> **What you should do**:
All of the data should be repeated exactly; pictures are not part of the copy.

> **Data**:
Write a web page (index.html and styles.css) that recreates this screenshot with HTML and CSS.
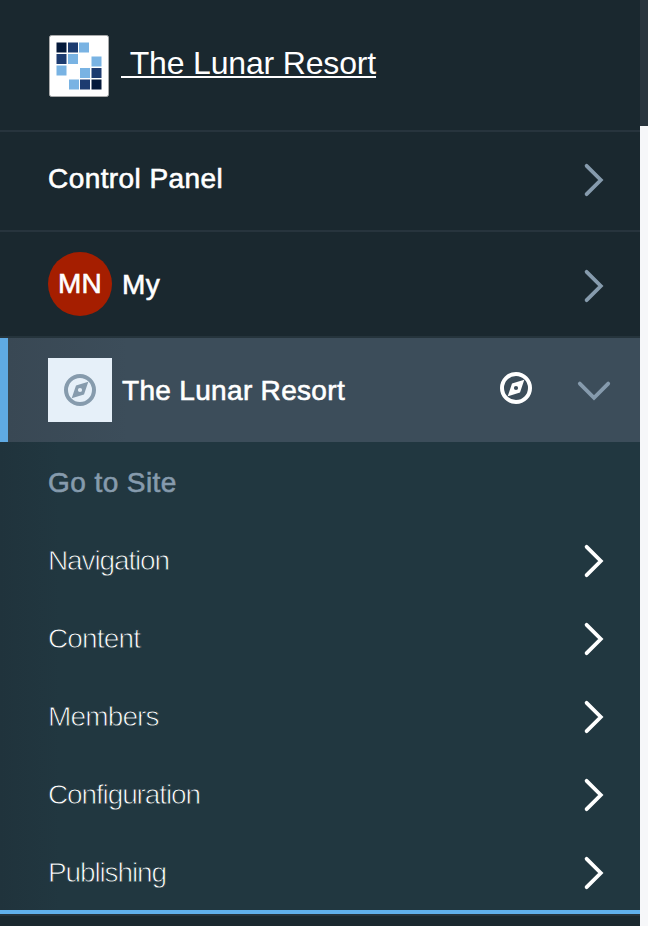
FILE: index.html
```
<!DOCTYPE html>
<html lang="en">
<head>
<meta charset="utf-8">
<title>The Lunar Resort</title>
<link rel="stylesheet" href="styles.css">
</head>
<body>
<svg width="0" height="0" class="defs">
  <symbol id="right" viewBox="0 0 32 36"><path d="M8.6 3.8 22.8 18 8.6 32.2"/></symbol>
  <symbol id="down" viewBox="0 0 36 32"><path d="M3.8 8.6 18 22.8 32.2 8.6"/></symbol>
  <symbol id="compass" viewBox="0 0 32 32">
    <circle cx="16" cy="16" r="14" fill="none" stroke="currentColor" stroke-width="4"/>
    <path fill="currentColor" fill-rule="evenodd" d="M24.3 7.7 12 11.6 7.7 24.3 20 20.4ZM16 13.9a2.1 2.1 0 1 1 0 4.2a2.1 2.1 0 1 1 0-4.2Z"/>
  </symbol>
</svg>
<div class="page">
  <nav class="menu">
    <header class="brand">
      <svg class="logo" width="60" height="62" viewBox="0 0 60 62">
        <rect x=".5" y=".5" width="59" height="61" rx="2" fill="#fff" stroke="#a9aaab"/>
        <path fill="#04193a" d="M7.5 7.5h10v10h-10zM42.5 44.5h10v10h-10z"/>
        <path fill="#1c3b70" d="M19 7.5h10v10H19zM7.5 19h10v10h-10zM42.5 33h10v10h-10zM31 44.5h10v10H31z"/>
        <path fill="#79b3e3" d="M30 7.5h10v10H30zM19 19h10v10H19zM7.5 30.5h10v10h-10zM42.5 21.5h10v10h-10zM31 33h10v10H31zM20 44.5h10v10H20z"/>
      </svg>
      <a class="brand-name">&nbsp;The Lunar Resort</a>
    </header>
    <div class="row control"><span class="label l-control">Control Panel</span><svg class="chev muted" width="32" height="36"><use href="#right"/></svg></div>
    <div class="row my"><span class="avatar">MN</span><span class="label">My</span><svg class="chev muted" width="32" height="36"><use href="#right"/></svg></div>
    <div class="row site"><span class="tile"><svg width="32" height="32"><use href="#compass"/></svg></span><span class="label l-site">The Lunar Resort</span><svg class="go" width="32" height="32"><use href="#compass"/></svg><svg class="chev down muted" width="36" height="32"><use href="#down"/></svg></div>
    <div class="sub">
      <div class="item"><span class="label goto">Go to Site</span></div>
      <div class="item"><span class="thin tight">Navigation</span><svg class="chev" width="32" height="36"><use href="#right"/></svg></div>
      <div class="item"><span class="thin">Content</span><svg class="chev" width="32" height="36"><use href="#right"/></svg></div>
      <div class="item"><span class="thin">Members</span><svg class="chev" width="32" height="36"><use href="#right"/></svg></div>
      <div class="item"><span class="thin tight">Configuration</span><svg class="chev" width="32" height="36"><use href="#right"/></svg></div>
      <div class="item"><span class="thin tight">Publishing</span><svg class="chev" width="32" height="36"><use href="#right"/></svg></div>
    </div>
    <div class="end"></div>
  </nav>
  <aside class="edge"></aside>
</div>
</body>
</html>
```
FILE: styles.css
```
* { box-sizing: border-box; }
body { margin: 0; font-family: "Liberation Sans", Arial, sans-serif; color: #fff; background: #1a272e; }
svg { display: block; flex: none; }
.defs { position: absolute; }
.page { display: flex; width: 648px; height: 926px; overflow: hidden; }
.menu { width: 640px; background: #1a282f; }
.edge { flex: 1; background: #f6f7f9; border-top: 126px solid #29353e; }
.brand { display: flex; height: 132px; padding: 35px 0 0 49px; border-bottom: 2px solid #27343d; }
.brand-name { margin: 10px 0 0 12px; height: 40px; font-size: 32px; line-height: 37px; letter-spacing: -.17px; white-space: nowrap; text-decoration: underline; text-decoration-thickness: 2px; text-underline-offset: 2px; text-decoration-skip-ink: none; }
.row, .item { display: flex; align-items: center; padding-left: 48px; padding-right: 30px; }
.control { height: 100px; border-bottom: 2px solid #27343d; }
.control .chev { margin-top: -2px; }
.my { height: 106px; border-bottom: 2px solid #25343c; }
.my .chev { margin-top: 4px; }
.site { height: 104px; padding-left: 40px; border-left: 8px solid #5faae3; background: linear-gradient(90deg, #394854, #3c4d5a 120px); }
.label { font-size: 28px; line-height: 32px; letter-spacing: .43px; -webkit-text-stroke: .6px currentColor; white-space: nowrap; margin-top: -4px; }
.avatar + .label, .tile + .label { margin: 1px 0 0 10px; }
.tile + .label { letter-spacing: .32px; margin-top: 2px; }
.avatar { display: grid; place-items: center; width: 64px; height: 64px; border-radius: 50%; background: #a51e00; font-size: 28px; letter-spacing: .3px; -webkit-text-stroke: .6px #fff; }
.tile { display: grid; place-items: center; width: 64px; height: 64px; background: #e6f0f9; color: #869bad; }
.chev { margin-left: auto; fill: none; stroke: #fff; stroke-width: 3.8; stroke-linecap: round; stroke-linejoin: miter; }
.muted { stroke: #869bad; }
.go { margin: -4px 0 0 auto; }
.site .down { margin: 2px -2px 0 44px; }
.sub { background: linear-gradient(90deg, #20333c, #213740 60px); }
.item { height: 78px; }
.item .chev, .thin { margin-top: 4px; }
.goto { color: #869bad; margin-top: 4px; }
.thin { font-size: 28px; line-height: 32px; letter-spacing: -.85px; white-space: nowrap; -webkit-text-stroke: .8px #213740; }
.tight { letter-spacing: -1.13px; }
.end { height: 6px; background: #61b0ec; border-bottom: 2px solid #27343d; }
```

> **Result for this exercise**:
Write a web page (index.html and styles.css) that recreates this screenshot with HTML and CSS.
FILE: index.html
```
<!DOCTYPE html>
<html lang="en">
<head>
<meta charset="utf-8">
<title>The Lunar Resort</title>
<link rel="stylesheet" href="styles.css">
</head>
<body>
<svg width="0" height="0" class="defs">
  <symbol id="right" viewBox="0 0 32 36"><path d="M8.6 3.8 22.8 18 8.6 32.2"/></symbol>
  <symbol id="down" viewBox="0 0 36 32"><path d="M3.8 8.6 18 22.8 32.2 8.6"/></symbol>
  <symbol id="compass" viewBox="0 0 32 32">
    <circle cx="16" cy="16" r="14" fill="none" stroke="currentColor" stroke-width="4"/>
    <path fill="currentColor" fill-rule="evenodd" d="M24.3 7.7 12 11.6 7.7 24.3 20 20.4ZM16 13.9a2.1 2.1 0 1 1 0 4.2a2.1 2.1 0 1 1 0-4.2Z"/>
  </symbol>
</svg>
<div class="page">
  <nav class="menu">
    <header class="brand">
      <svg class="logo" width="60" height="62" viewBox="0 0 60 62">
        <rect x=".5" y=".5" width="59" height="61" rx="2" fill="#fff" stroke="#a9aaab"/>
        <path fill="#04193a" d="M7.5 7.5h10v10h-10zM42.5 44.5h10v10h-10z"/>
        <path fill="#1c3b70" d="M19 7.5h10v10H19zM7.5 19h10v10h-10zM42.5 33h10v10h-10zM31 44.5h10v10H31z"/>
        <path fill="#79b3e3" d="M30 7.5h10v10H30zM19 19h10v10H19zM7.5 30.5h10v10h-10zM42.5 21.5h10v10h-10zM31 33h10v10H31zM20 44.5h10v10H20z"/>
      </svg>
      <a class="brand-name">&nbsp;The Lunar Resort</a>
    </header>
    <div class="row control"><span class="label l-control">Control Panel</span><svg class="chev muted" width="32" height="36"><use href="#right"/></svg></div>
    <div class="row my"><span class="avatar">MN</span><span class="label">My</span><svg class="chev muted" width="32" height="36"><use href="#right"/></svg></div>
    <div class="row site"><span class="tile"><svg width="32" height="32"><use href="#compass"/></svg></span><span class="label l-site">The Lunar Resort</span><svg class="go" width="32" height="32"><use href="#compass"/></svg><svg class="chev down muted" width="36" height="32"><use href="#down"/></svg></div>
    <div class="sub">
      <div class="item"><span class="label goto">Go to Site</span></div>
      <div class="item"><span class="thin tight">Navigation</span><svg class="chev" width="32" height="36"><use href="#right"/></svg></div>
      <div class="item"><span class="thin">Content</span><svg class="chev" width="32" height="36"><use href="#right"/></svg></div>
      <div class="item"><span class="thin">Members</span><svg class="chev" width="32" height="36"><use href="#right"/></svg></div>
      <div class="item"><span class="thin tight">Configuration</span><svg class="chev" width="32" height="36"><use href="#right"/></svg></div>
      <div class="item"><span class="thin tight">Publishing</span><svg class="chev" width="32" height="36"><use href="#right"/></svg></div>
    </div>
    <div class="end"></div>
  </nav>
  <aside class="edge"></aside>
</div>
</body>
</html>
```
FILE: styles.css
```
* { box-sizing: border-box; }
body { margin: 0; font-family: "Liberation Sans", Arial, sans-serif; color: #fff; background: #1a272e; }
svg { display: block; flex: none; }
.defs { position: absolute; }
.page { display: flex; width: 648px; height: 926px; overflow: hidden; }
.menu { width: 640px; background: #1a282f; }
.edge { flex: 1; background: #f6f7f9; border-top: 126px solid #29353e; }
.brand { display: flex; height: 132px; padding: 35px 0 0 49px; border-bottom: 2px solid #27343d; }
.brand-name { margin: 10px 0 0 12px; height: 40px; font-size: 32px; line-height: 37px; letter-spacing: -.17px; white-space: nowrap; text-decoration: underline; text-decoration-thickness: 2px; text-underline-offset: 2px; text-decoration-skip-ink: none; }
.row, .item { display: flex; align-items: center; padding-left: 48px; padding-right: 30px; }
.control { height: 100px; border-bottom: 2px solid #27343d; }
.control .chev { margin-top: -2px; }
.my { height: 106px; border-bottom: 2px solid #25343c; }
.my .chev { margin-top: 4px; }
.site { height: 104px; padding-left: 40px; border-left: 8px solid #5faae3; background: linear-gradient(90deg, #394854, #3c4d5a 120px); }
.label { font-size: 28px; line-height: 32px; letter-spacing: .43px; -webkit-text-stroke: .6px currentColor; white-space: nowrap; margin-top: -4px; }
.avatar + .label, .tile + .label { margin: 1px 0 0 10px; }
.tile + .label { letter-spacing: .32px; margin-top: 2px; }
.avatar { display: grid; place-items: center; width: 64px; height: 64px; border-radius: 50%; background: #a51e00; font-size: 28px; letter-spacing: .3px; -webkit-text-stroke: .6px #fff; }
.tile { display: grid; place-items: center; width: 64px; height: 64px; background: #e6f0f9; color: #869bad; }
.chev { margin-left: auto; fill: none; stroke: #fff; stroke-width: 3.8; stroke-linecap: round; stroke-linejoin: miter; }
.muted { stroke: #869bad; }
.go { margin: -4px 0 0 auto; }
.site .down { margin: 2px -2px 0 44px; }
.sub { background: linear-gradient(90deg, #20333c, #213740 60px); }
.item { height: 78px; }
.item .chev, .thin { margin-top: 4px; }
.goto { color: #869bad; margin-top: 4px; }
.thin { font-size: 28px; line-height: 32px; letter-spacing: -.85px; white-space: nowrap; -webkit-text-stroke: .8px #213740; }
.tight { letter-spacing: -1.13px; }
.end { height: 6px; background: #61b0ec; border-bottom: 2px solid #27343d; }
```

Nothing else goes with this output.